Last week eFinancialCareers attended a talent acquisition and retention conference organised by EDHEC Business School in Singapore. The event featured speakers including Tom Pederson, managing director, learning and talent development, DBS, and Ken Cogger, global head of talent management, human resources, Nikko Asset Management.
Both men spoke about the challenges of keeping their workforce happy. Retention after an acquisition is particularly pertinent for both firms. Earlier this month, DBS said it would pay S$9.1bn for Bank Danamon Indonesia. Nikko Asset Management has previously bought firms in Australia, Singapore and China, among other countries. Here’s their take on retaining talent:
Cogger: Acquiring firms comes with its challenges. It is critical to retain the right talent after an acquisition, but it’s not always possible to meet with the employees of a particular firm before you actually own it. Who are the key stakeholders that you want to retain? The important thing is to communicate well with employees of the newly acquired firm and work with them in a high-touch way. We all know you can buy a company, but who built that company? It’s the people.

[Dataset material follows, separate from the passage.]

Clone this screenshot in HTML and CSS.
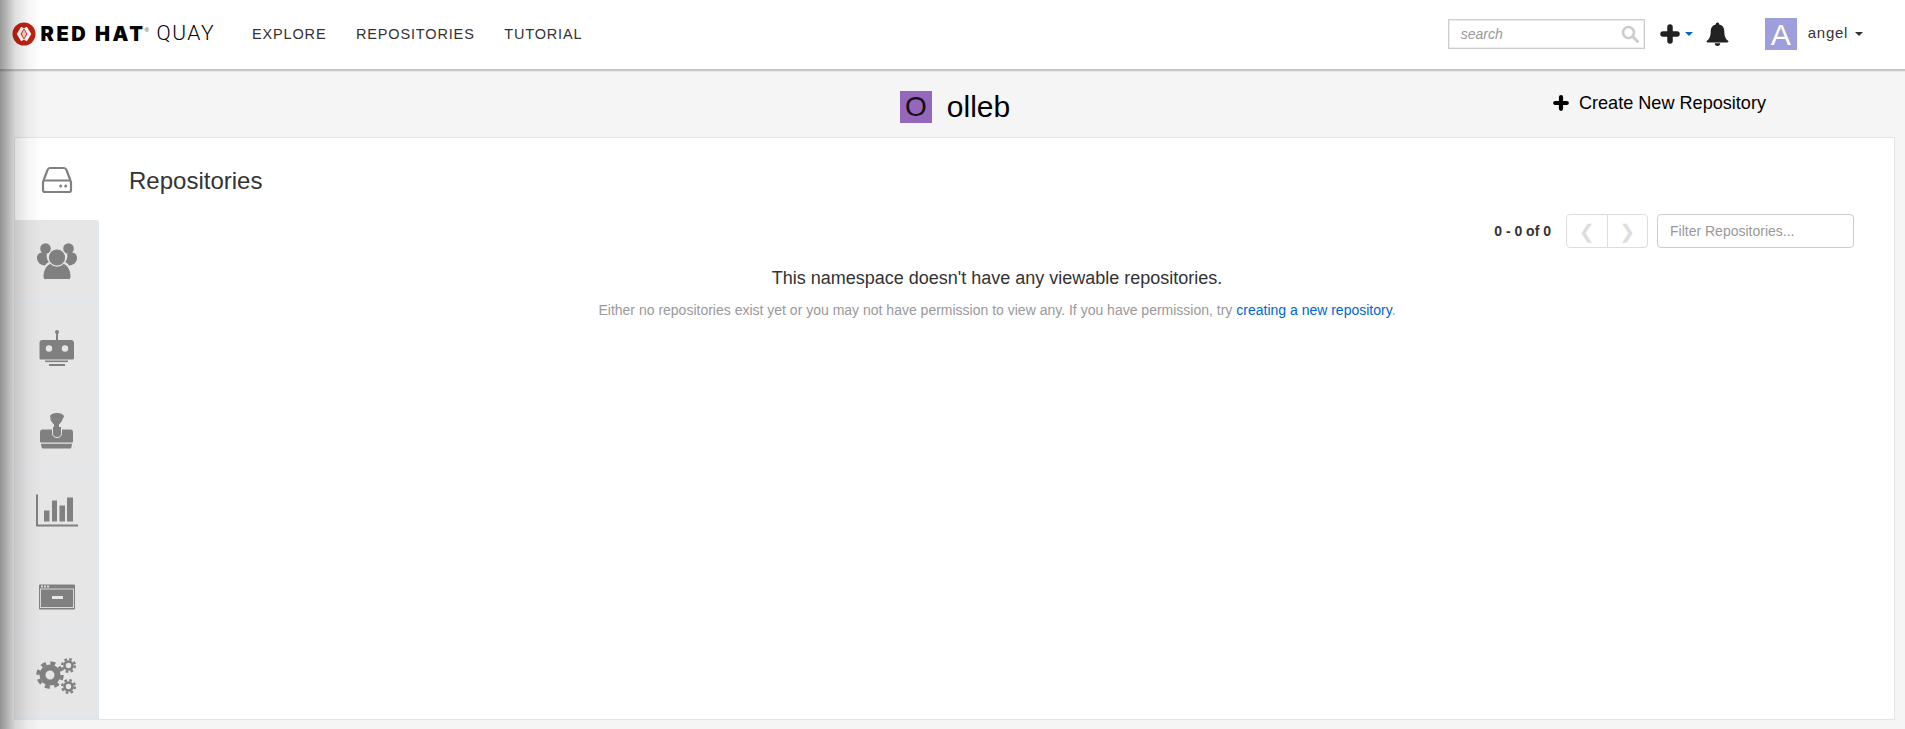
FILE: index.html
```html
<!DOCTYPE html>
<html lang="en">
<head>
<meta charset="utf-8">
<title>Red Hat Quay</title>
<link rel="stylesheet" href="styles.css">
</head>
<body>
<div class="edge-shade"></div>
<header class="navbar">
  <a class="brand">
    <svg class="brand-mark" width="24" height="24" viewBox="0 0 24 24"><circle cx="12" cy="12" r="11.500" fill="#c4210f"/><path d="M10.600 5.500 6.700 12l3.900 6.500M13.400 5.500l3.900 6.500-3.900 6.500" fill="none" stroke="#fff" stroke-width="3.400"/><path d="M12 7.500 9.600 12l2.400 4.500L14.400 12Z" fill="#f4cfc9"/></svg>
    <span class="brand-red">RED HAT</span><sup class="brand-reg">®</sup>
    <span class="brand-quay">QUAY</span>
  </a>
  <nav class="nav-links">
    <a>EXPLORE</a>
    <a>REPOSITORIES</a>
    <a>TUTORIAL</a>
  </nav>
  <div class="nav-right">
    <div class="search">
      <span class="search-text">search</span>
      <svg width="18" height="18" viewBox="0 0 18 18" class="search-icon"><circle cx="7.500" cy="7.500" r="5.500" fill="none" stroke="#ccc" stroke-width="2.600"/><path d="M11.500 11.500 16.500 16.500" stroke="#ccc" stroke-width="3" stroke-linecap="round"/></svg>
    </div>
    <div class="plus-menu">
      <svg width="20" height="20" viewBox="0 0 20 20"><path d="M10 3V17M3 10H17" stroke="#222" stroke-width="5.500" stroke-linecap="round"/></svg>
      <span class="caret caret-blue"></span>
    </div>
    <svg class="bell" width="23" height="24" viewBox="0 0 23 24"><path d="M11.500 0.500a1.700 1.700 0 0 1 1.700 1.900C16.500 3 18.300 5.500 18.300 9c0 5.500 1.200 7.800 4.200 10.300 0 .7-.5 1.200-1.200 1.200H1.700c-.7 0-1.200-.5-1.200-1.200C3.500 16.800 4.700 14.500 4.700 9c0-3.500 1.800-6 5.100-6.600a1.700 1.700 0 0 1 1.700-1.900Z" fill="#222"/><path d="M8.800 21.300h5.400a2.700 2.700 0 0 1-5.400 0Z" fill="#222"/></svg>
    <div class="user-avatar">A</div>
    <span class="user-name">angel</span>
    <span class="caret"></span>
  </div>
</header>

<section class="title-row">
  <div></div>
  <h1 class="org-title"><span class="org-avatar">O</span>olleb</h1>
  <div class="title-action">
    <a class="create-link">
      <svg width="16" height="16" viewBox="0 0 16 16"><path d="M8 2.200V13.800M2.200 8H13.800" stroke="#000" stroke-width="4.200" stroke-linecap="round"/></svg>
      Create New Repository
    </a>
  </div>
</section>

<main class="card">
  <aside class="tabs">
    <div class="tab tab-active">
      <svg width="48" height="48" viewBox="0 0 48 48"><g fill="none" stroke="#808080" stroke-width="2.200" stroke-linejoin="round"><path d="M10.500 25.500 14.500 15Q15.200 13 17 13H31Q32.800 13 33.500 15L37.500 25.500"/><rect x="10" y="25.500" width="28" height="11.500" rx="2"/></g><circle cx="27.700" cy="31" r="1.500" fill="#808080"/><circle cx="32.700" cy="31" r="1.500" fill="#808080"/></svg>
    </div>
    <div class="tab">
      <svg width="48" height="48" viewBox="0 0 48 48"><g fill="#808080"><circle cx="12.500" cy="11.500" r="5.300"/><circle cx="35.500" cy="11.500" r="5.300"/><path d="M4 21c0-3 2-5.500 5-5.500l5 1c-1 3 0 6 2 8.500-2 1-3 2-4 3.500-4 0-8-3-8-7.500ZM44 21c0-3-2-5.500-5-5.500l-5 1c1 3 0 6-2 8.500 2 1 3 2 4 3.500 4 0 8-3 8-7.500Z"/></g><path d="M12.500 42.500c-1.500 0-2.500-1-2.500-3 0-6 3-11.500 8-13.500 3.500 2.500 8.500 2.500 12 0 5 2 8 7.500 8 13.500 0 2-1 3-2.500 3Z" fill="#808080" stroke="#e6e6e6" stroke-width="1"/><circle cx="24" cy="20.500" r="8.700" fill="#808080" stroke="#e6e6e6" stroke-width="1.200"/></svg>
    </div>
    <div class="tab">
      <svg width="48" height="48" viewBox="0 0 48 48"><g fill="#808080"><circle cx="24" cy="12" r="2"/><rect x="23" y="12" width="2" height="8"/><path d="M6.500 23q0-3 3-3H38q3 0 3 3v15q0 1.500-1.500 1.500H8Q6.500 39.500 6.500 38Z"/><rect x="12" y="40.500" width="23" height="1.600"/><rect x="16" y="44" width="16" height="2"/></g><circle cx="16" cy="28.500" r="3.200" fill="#e6e6e6"/><circle cx="32" cy="28.500" r="3.200" fill="#e6e6e6"/></svg>
    </div>
    <div class="tab">
      <svg width="48" height="48" viewBox="0 0 48 48"><g fill="#808080"><path d="M7 29q0-2.500 2.500-2.500H38q2 0 2 2.500v9.500q0 1-1 1H8q-1 0-1-1Z"/><path d="M8 40.800H39L38.500 44q-.3 1.500-1.500 1.500H10q-1.200 0-1.500-1.500Z"/><ellipse cx="24" cy="13.500" rx="7" ry="3.500"/><path d="M17 15c.5 3 2.500 5 4 6.500v5h5V21.500c1.500-1.500 3.500-3.500 4-6.500q-6.500 3-13 0Z"/></g><path d="M19.500 24v6.500c0 2.500 2 4 4.500 4s4.500-1.500 4.500-4V24" fill="#808080" stroke="#e6e6e6" stroke-width="1"/></svg>
    </div>
    <div class="tab">
      <svg width="48" height="48" viewBox="0 0 48 48"><g fill="#808080"><path d="M3 8.500H5V38.500H45V40.500H3Z"/><rect x="11" y="24.500" width="5.500" height="11"/><rect x="19" y="14.500" width="5" height="21"/><rect x="26.500" y="19.500" width="5.500" height="16"/><rect x="34" y="11.500" width="6" height="24"/></g></svg>
    </div>
    <div class="tab">
      <svg width="48" height="48" viewBox="0 0 48 48"><rect x="6" y="15.500" width="36" height="25" rx="1" fill="#808080"/><rect x="7.500" y="20" width="33" height="18.500" fill="#808080" stroke="#d8d8d8" stroke-width="1"/><path d="M8 16.500h2v2H8ZM11 16.500h2v2h-2ZM14 16.500h2v2h-2Z" fill="#d8d8d8"/><rect x="19" y="27" width="11" height="3" fill="#e6e6e6"/></svg>
    </div>
    <div class="tab tab-last">
      <svg width="48" height="48" viewBox="0 0 48 48"><g fill="none" stroke="#808080"><circle cx="17" cy="23" r="7.500" stroke-width="6"/><circle cx="17" cy="23" r="12" stroke-width="3.500" stroke-dasharray="5 4.425"/><circle cx="35.500" cy="13.500" r="4" stroke-width="2.600"/><circle cx="35.500" cy="13.500" r="6.300" stroke-width="2.400" stroke-dasharray="2.600 2.350"/><circle cx="35.500" cy="34.500" r="4" stroke-width="2.600"/><circle cx="35.500" cy="34.500" r="6.300" stroke-width="2.400" stroke-dasharray="2.600 2.350"/></g></svg>
    </div>
  </aside>
  <div class="content">
    <h2 class="content-title">Repositories</h2>
    <div class="toolbar">
      <span class="count">0 - 0 of 0</span>
      <div class="pager">
        <button class="pager-btn">❮</button>
        <button class="pager-btn">❯</button>
      </div>
      <div class="filter">Filter Repositories...</div>
    </div>
    <div class="empty">
      <div class="empty-title">This namespace doesn't have any viewable repositories.</div>
      <div class="empty-sub">Either no repositories exist yet or you may not have permission to view any. If you have permission, try <a class="link">creating a new repository</a>.</div>
    </div>
  </div>
</main>
</body>
</html>
```

FILE: styles.css
```css
* { box-sizing: border-box; }
html, body { height: 100%; }
body {
  margin: 0;
  background: #f5f5f5;
  font-family: "Liberation Sans", Arial, sans-serif;
  color: #333;
  overflow: hidden;
  display: flex;
  flex-direction: column;
}
.edge-shade {
  position: absolute;
  left: 0;
  top: 0;
  bottom: 0;
  width: 42px;
  background: linear-gradient(to right, rgba(0,0,0,.4) 0, rgba(0,0,0,.26) 8px, rgba(0,0,0,.13) 15px, rgba(0,0,0,.04) 28px, rgba(0,0,0,0) 42px);
  pointer-events: none;
  z-index: 5;
}
.navbar {
  height: 71px;
  flex: none;
  background: #fff;
  border-bottom: 2px solid #c8c8c8;
  box-shadow: 0 1px 1px rgba(0,0,0,.05);
  display: flex;
  align-items: center;
  padding: 0 42px 2px 12px;
}
.brand { display: flex; align-items: center; width: 240px; color: #000; }
.brand-mark { flex: none; }
.brand-red { font-family: Inter, sans-serif; font-weight: 900; font-size: 20px; letter-spacing: 2.600px; margin-left: 4.500px; line-height: 1; }
.brand-reg { font-size: 6px; color: #333; margin: -8px 0 0 -1px; width: 12px; }
.brand-quay { font-family: Roboto, sans-serif; font-weight: 300; font-size: 21px; letter-spacing: 1.500px; line-height: 1; color: #000; }
.nav-links { display: flex; gap: 29.500px; }
.nav-links a { font-size: 14.500px; letter-spacing: .85px; color: #333; }
.nav-right { margin-left: auto; display: flex; align-items: center; }
.search {
  width: 197px;
  height: 30px;
  border: 1px solid #ccc;
  box-shadow: inset 0 0 0 .5px #ddd;
  display: flex;
  align-items: center;
  justify-content: space-between;
  padding: 0 5px 0 12px;
}
.search-text { font-style: italic; font-size: 14px; color: #999; }
.search-icon { flex: none; }
.plus-menu { display: flex; align-items: center; margin-left: 15px; width: 46px; gap: 5px; }
.caret { width: 0; height: 0; border-left: 4.500px solid transparent; border-right: 4.500px solid transparent; border-top: 4.500px solid #333; }
.caret-blue { border-top-color: #0066cc; }
.bell { flex: none; }
.user-avatar {
  width: 32px;
  height: 32px;
  background: #9e9edc;
  color: #fff;
  margin-left: 36px;
  font-size: 30px;
  line-height: 33px;
  text-align: center;
}
.user-name { font-size: 15px; letter-spacing: .7px; margin-left: 11px; margin-right: 7px; position: relative; top: -1px; }
.title-row {
  flex: none;
  height: 66px;
  display: grid;
  grid-template-columns: 1fr auto 1fr;
  align-items: center;
}
.org-title {
  margin: 5px 0 0 5px;
  font-weight: 400;
  font-size: 30px;
  color: #000;
  display: flex;
  align-items: center;
}
.org-avatar {
  width: 32px;
  height: 32px;
  background: #9467bd;
  color: #111;
  font-size: 28px;
  line-height: 32px;
  text-align: center;
  margin-right: 15px;
}
.title-action { display: flex; justify-content: flex-end; padding-right: 139px; padding-bottom: 2px; }
.create-link { font-size: 18.100px; color: #000; display: flex; align-items: center; gap: 10px; }
.card {
  flex: none;
  height: 583px;
  margin-left: 14px;
  margin-right: 10px;
  background: #fff;
  border: 1px solid #e4e4e4;
  display: flex;
}
.tabs { width: 84px; flex: none; display: flex; flex-direction: column; }
.tab {
  height: 83px;
  flex: none;
  background: #e6e6e6;
  border-bottom: 1px solid #dfe6ec;
  border-right: 1px solid #dfe6ec;
  display: flex;
  align-items: center;
  justify-content: center;
}
.tab-active { height: 82px; background: #fff; border-bottom: 0; border-right: 0; }
.tab-active + .tab { border-top-right-radius: 3px; }
.tab-last { height: 84px; padding-bottom: 1px; }
.content { flex: 1; padding: 26px 40px 0 30px; min-width: 0; }
.content-title { margin: 0; font-weight: 400; font-size: 24px; line-height: 34px; color: #333; }
.toolbar { display: flex; align-items: center; justify-content: flex-end; margin-top: 16px; height: 34px; }
.count { font-size: 14px; font-weight: 700; margin-right: 15px; }
.pager { display: flex; width: 82px; height: 34px; border: 1px solid #ddd; border-radius: 4px; margin-right: 9px; }
.pager-btn { flex: 1; border: 0; background: none; padding: 0; font-family: "DejaVu Sans", sans-serif; font-size: 19px; color: #ddd; }
.pager-btn + .pager-btn { border-left: 1px solid #ddd; }
.filter { width: 197px; height: 34px; border: 1px solid #ccc; border-radius: 4px; font-size: 14px; line-height: 32px; padding-left: 12px; color: #999; }
.empty { text-align: center; margin-top: 18px; padding-left: 11px; }
.empty-title { font-size: 18px; line-height: 24px; }
.empty-sub { font-size: 14px; line-height: 20px; color: #999; margin-top: 10px; }
.link { color: #0066cc; }
```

There may be a sense of uncertainty among employees of the firm that is being taken over. We reassure them that we are not about to parachute people in and bombard the local office with a different kind of culture; we want to build on what’s already there. At the end of the day, the brand and reputation you have are crucial to hiring good people.
Pederson: We want to give our people the opportunity to develop and grow professionally, so we have made it easier for them to move within the organisation and try a new job every two or three years, depending on their seniority. We rotate people across different business lines and geographies. Both our country CEOs in Indonesia and China are from Singapore. The challenge is getting people to leave Singapore to try an overseas stint.
Redundancy fears after an acquisition?
Pederson: Generally, Asian firms don’t acquire firms to knock off headcount. Take our proposed acquisition of Bank Danamon Indonesia for example: Danamon and DBS have complementary businesses and strengths, and we expect significant revenue synergies. Given the numerous opportunities in Indonesia, we’ll need all the resources and talent available. In addition, we believe the combined entity will create value for all stakeholders, and will broaden career development opportunities for employees of both banks in particular.
Grooming Asian leaders
Cogger: There are two career paths to consider when grooming future leaders. On the one hand, there is the “global” type of leader with an international outlook. But you have to be careful not to overlook the “local” type of leader who is a specialist in their own market. In Japan, half of our employees may not speak English, but given their focus on the local Japan market, is that really necessary? We have great leaders who are really skilled at connecting with people locally. There’s a real value in enhancing that type of knowledge.
True leaders will always have the ambition to do more. It’s up to us as a firm to provide the right platform for them to grow. Our retention strategy is to use a high-touch approach and customise each job to the individual’s strengths and abilities. Because we don’t have thousands of employees, we can keep a close watch and provide support and training to those who show the right kind of promise.
Cogger: We get applications from all over the world, but the people who are of most interest to us are those with Asian experience. We also look for people who are smart and have a strong analytical background, with soft skills like EQ, or emotional quotient and CQ, or cultural quotient. That’s important because we need employees who can work with different people and it’s a skill-set that’s not as prevalent as one might think.
Addressing leadership gaps in emerging markets
Pederson: I would say let them fall – early and quickly. When grooming talent, I think you have to tolerate a few mistakes early in the leadership journey. Maybe that sounds counter intuitive, but I think that’s especially the case in emerging markets where we are stretching people beyond their capabilities, so we need to have tolerance. If someone makes a mistake, support them and make sure they learn from that mistake.
On female leadership
Cogger: The president of Nikko Asset Management Asia in Singapore, Eleanor Seet, is a woman and she’s very effective. Of course, we don’t hire based on gender, but at the same time we do want diversity in our workforce. We have many women in senior positions across the company, in fact, my boss in Tokyo is a woman. We can’t force it, but we can provide the right encouragement and support.
Pederson: We have five women on our management board at DBS. This includes the head of institutional banking, the head of private banking and our CFO. I think women in leadership roles are fairly common in Singapore. I think it really depends on the culture and circumstances of the particular country – sometimes there’s a need to set a target because in some cultures the best talent gets overlooked. I’m happy that in DBS there’s diversity in leadership.